→ **Information supplied**
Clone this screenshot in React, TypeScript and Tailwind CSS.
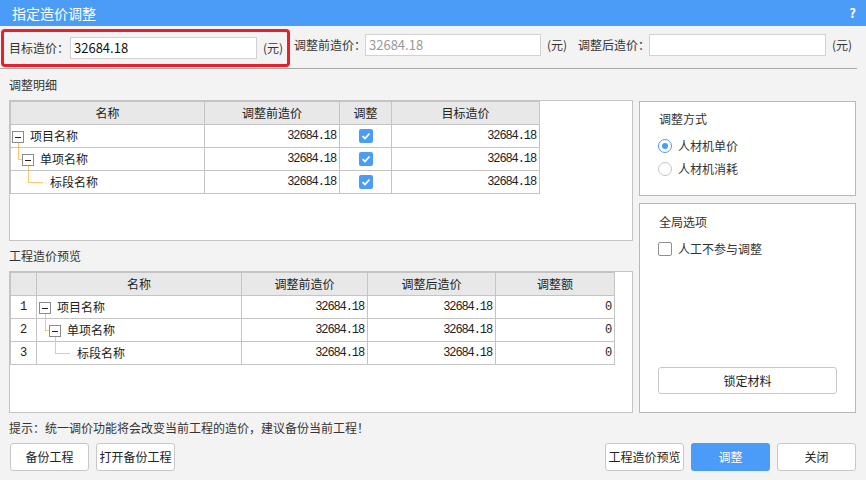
import React from 'react';

// Tree rows shared by both grids
const rows = [
  { level: 0, name: '项目名称' },
  { level: 1, name: '单项名称' },
  { level: 2, name: '标段名称' },
];

const MinusBox: React.FC<{ className: string }> = ({ className }) => (
  <span className={`absolute top-[6px] w-[12px] h-[12px] border border-[#8a8a8a] bg-white flex items-center justify-center ${className}`}>
    <span className="block w-[6px] h-[1px] bg-[#222]" />
  </span>
);

// name cell with the dotted-tree look (lines are orange in the original)
const TreeCell: React.FC<{ level: number; name: string }> = ({ level, name }) => {
  return (
    <div className="relative h-full flex items-center">
      {level === 0 && (
        <>
          <MinusBox className="left-[1px]" />
          <span className="absolute left-[7px] top-[18px] bottom-0 w-[1px] bg-[#ffc86e]" />
          <span className="pl-[19px]">{name}</span>
        </>
      )}
      {level === 1 && (
        <>
          <span className="absolute left-[7px] top-0 h-[11px] w-[1px] bg-[#ffc86e]" />
          <span className="absolute left-[7px] top-[11px] w-[5px] h-[1px] bg-[#ffc86e]" />
          <MinusBox className="left-[11px]" />
          <span className="absolute left-[17px] top-[18px] bottom-0 w-[1px] bg-[#ffc86e]" />
          <span className="pl-[29px]">{name}</span>
        </>
      )}
      {level === 2 && (
        <>
          <span className="absolute left-[17px] top-0 h-[11px] w-[1px] bg-[#ffc86e]" />
          <span className="absolute left-[17px] top-[11px] w-[15px] h-[1px] bg-[#ffc86e]" />
          <span className="pl-[39px]">{name}</span>
        </>
      )}
    </div>
  );
};

const BlueCheck = () => (
  <span className="w-[14px] h-[14px] rounded-[2px] bg-[#4a9cf8] flex items-center justify-center">
    <svg width="10" height="10" viewBox="0 0 10 10">
      <polyline points="1.5,5.2 4,7.5 8.5,2.5" fill="none" stroke="white" strokeWidth="1.8" />
    </svg>
  </span>
);

const Num: React.FC<{ v: string }> = ({ v }) => (
  <div className="h-full flex items-center justify-end pr-[3px] font-['Liberation_Mono',monospace] text-[12px] tracking-[-1.1px] text-[#222]">
    {v}
  </div>
);

const Btn: React.FC<{ children: React.ReactNode; primary?: boolean }> = ({ children, primary }) =>
  primary ? (
    <button className="w-[79px] h-[28px] rounded-[3px] bg-[#4a9cf8] text-white text-[12px]">{children}</button>
  ) : (
    <button className="w-[79px] h-[28px] rounded-[3px] bg-white border border-[#c8c8c8] text-[#222] text-[12px] whitespace-nowrap">{children}</button>
  );

const App: React.FC = () => {
  return (
    <div className="w-[866px] h-[480px] bg-[#f3f3f3] overflow-hidden font-['Noto_Sans_CJK_SC','Noto_Sans',sans-serif] text-[12px] text-[#333]">
      {/* Title bar */}
      <div className="h-[26px] bg-[#4a9cf6] flex items-center justify-between pl-[12px] pr-[10px] text-white">
        <span className="text-[14px]">指定造价调整</span>
        <span className="text-[13px] font-bold">?</span>
      </div>

      {/* Top price fields */}
      <div className="h-[43px] flex items-start pt-[3px] border-b border-[#aaaaaa] mr-[9px]">
        <div className="shrink-0 ml-[1px] w-[289px] h-[38px] border-[3px] border-[#e8202d] rounded-[4px] flex items-center pl-[5px]">
          <span className="w-[61px] shrink-0 whitespace-nowrap">目标造价：</span>
          <div className="shrink-0 w-[187px] h-[22px] border border-[#d2d2d2] bg-white flex items-center px-[3px] text-[13px] text-[#111]">32684.18</div>
          <span className="ml-[6px] whitespace-nowrap">(元)</span>
        </div>
        <div className="h-[32px] flex items-center whitespace-nowrap">
          <span className="ml-[4px] w-[71px] shrink-0">调整前造价：</span>
          <div className="shrink-0 w-[176px] h-[22px] border border-[#d2d2d2] bg-white flex items-center px-[3px] text-[13px] text-[#999]">32684.18</div>
          <span className="ml-[6px] w-[20px] shrink-0">(元)</span>
          <span className="ml-[11px] w-[71px] shrink-0">调整后造价：</span>
          <div className="shrink-0 w-[177px] h-[22px] border border-[#d2d2d2] bg-white" />
          <span className="ml-[6px] shrink-0">(元)</span>
        </div>
      </div>

      {/* Body */}
      <div className="flex pl-[9px] gap-[6px]">
        <div className="w-[624px] flex flex-col">
          <div className="h-[31px] flex items-center">调整明细</div>
          <div className="h-[141px] border border-[#c4c4c4] bg-white">
            <div className="grid grid-cols-[194px_135px_52px_148px] w-fit border-l border-t border-[#c4c4c4] text-[#222]">
              {['名称', '调整前造价', '调整', '目标造价'].map((h) => (
                <div key={h} className="h-[23px] bg-[#e8e8e8] border-r border-b border-[#c4c4c4] flex items-center justify-center">
                  {h}
                </div>
              ))}
              {rows.map((r) => (
                <React.Fragment key={r.name}>
                  <div className="h-[23px] border-r border-b border-[#c4c4c4]"><TreeCell level={r.level} name={r.name} /></div>
                  <div className="h-[23px] border-r border-b border-[#c4c4c4]"><Num v="32684.18" /></div>
                  <div className="h-[23px] border-r border-b border-[#c4c4c4] flex items-center justify-center"><BlueCheck /></div>
                  <div className="h-[23px] border-r border-b border-[#c4c4c4]"><Num v="32684.18" /></div>
                </React.Fragment>
              ))}
            </div>
          </div>

          <div className="h-[30px] flex items-center">工程造价预览</div>
          <div className="h-[142px] border border-[#c4c4c4] bg-white">
            <div className="grid grid-cols-[26px_205px_126px_128px_119px] w-fit border-l border-t border-[#c4c4c4] text-[#222]">
              {['', '名称', '调整前造价', '调整后造价', '调整额'].map((h, i) => (
                <div key={i} className="h-[23px] bg-[#e8e8e8] border-r border-b border-[#c4c4c4] flex items-center justify-center">
                  {h}
                </div>
              ))}
              {rows.map((r, i) => (
                <React.Fragment key={r.name}>
                  <div className="h-[23px] border-r border-b border-[#c4c4c4] flex items-center pl-[9px] font-['Liberation_Mono',monospace] text-[12px]">{i + 1}</div>
                  <div className="h-[23px] border-r border-b border-[#c4c4c4] pl-[1px]"><TreeCell level={r.level} name={r.name} /></div>
                  <div className="h-[23px] border-r border-b border-[#c4c4c4]"><Num v="32684.18" /></div>
                  <div className="h-[23px] border-r border-b border-[#c4c4c4]"><Num v="32684.18" /></div>
                  <div className="h-[23px] border-r border-b border-[#c4c4c4]"><Num v="0" /></div>
                </React.Fragment>
              ))}
            </div>
          </div>
        </div>

        {/* Right options */}
        <div className="w-[217px] flex flex-col">
          <div className="mt-[32px] h-[95px] border border-[#b8b8b8] bg-white pl-[18px] pt-[8px]">
            <div className="h-[18px] flex items-center ml-[1px]">调整方式</div>
            <div className="mt-[6px] h-[23px] flex items-center gap-[6px]">
              <span className="w-[14px] h-[14px] rounded-full border border-[#4a9cf8] flex items-center justify-center">
                <span className="w-[6px] h-[6px] rounded-full bg-[#4a9cf8]" />
              </span>
              人材机单价
            </div>
            <div className="h-[23px] flex items-center gap-[6px]">
              <span className="w-[14px] h-[14px] rounded-full border border-[#c4c4c4] bg-white" />
              人材机消耗
            </div>
          </div>
          <div className="mt-[7px] h-[210px] border border-[#b8b8b8] bg-white pl-[18px] pt-[9px] flex flex-col">
            <div className="h-[18px] flex items-center ml-[1px]">全局选项</div>
            <div className="mt-[6px] h-[23px] flex items-center gap-[6px]">
              <span className="w-[14px] h-[14px] rounded-[2px] border border-[#8f8f8f] bg-white" />
              人工不参与调整
            </div>
            <button className="mt-auto mb-[18px] w-[179px] h-[27px] rounded-[3px] border border-[#c8c8c8] bg-white text-[#222] text-[12px]">
              锁定材料
            </button>
          </div>
        </div>
      </div>

      <div className="h-[30px] flex items-center pl-[9px]">提示：统一调价功能将会改变当前工程的造价，建议备份当前工程！</div>

      <div className="flex justify-between px-[10px]">
        <div className="flex gap-[7px]">
          <Btn>备份工程</Btn>
          <Btn>打开备份工程</Btn>
        </div>
        <div className="flex gap-[7px]">
          <Btn>工程造价预览</Btn>
          <Btn primary>调整</Btn>
          <Btn>关闭</Btn>
        </div>
      </div>
    </div>
  );
};

export default App;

→ **Stated task**
Say how many lines contain "React", and give nothing but that number.

→ **Result of the exercise**
11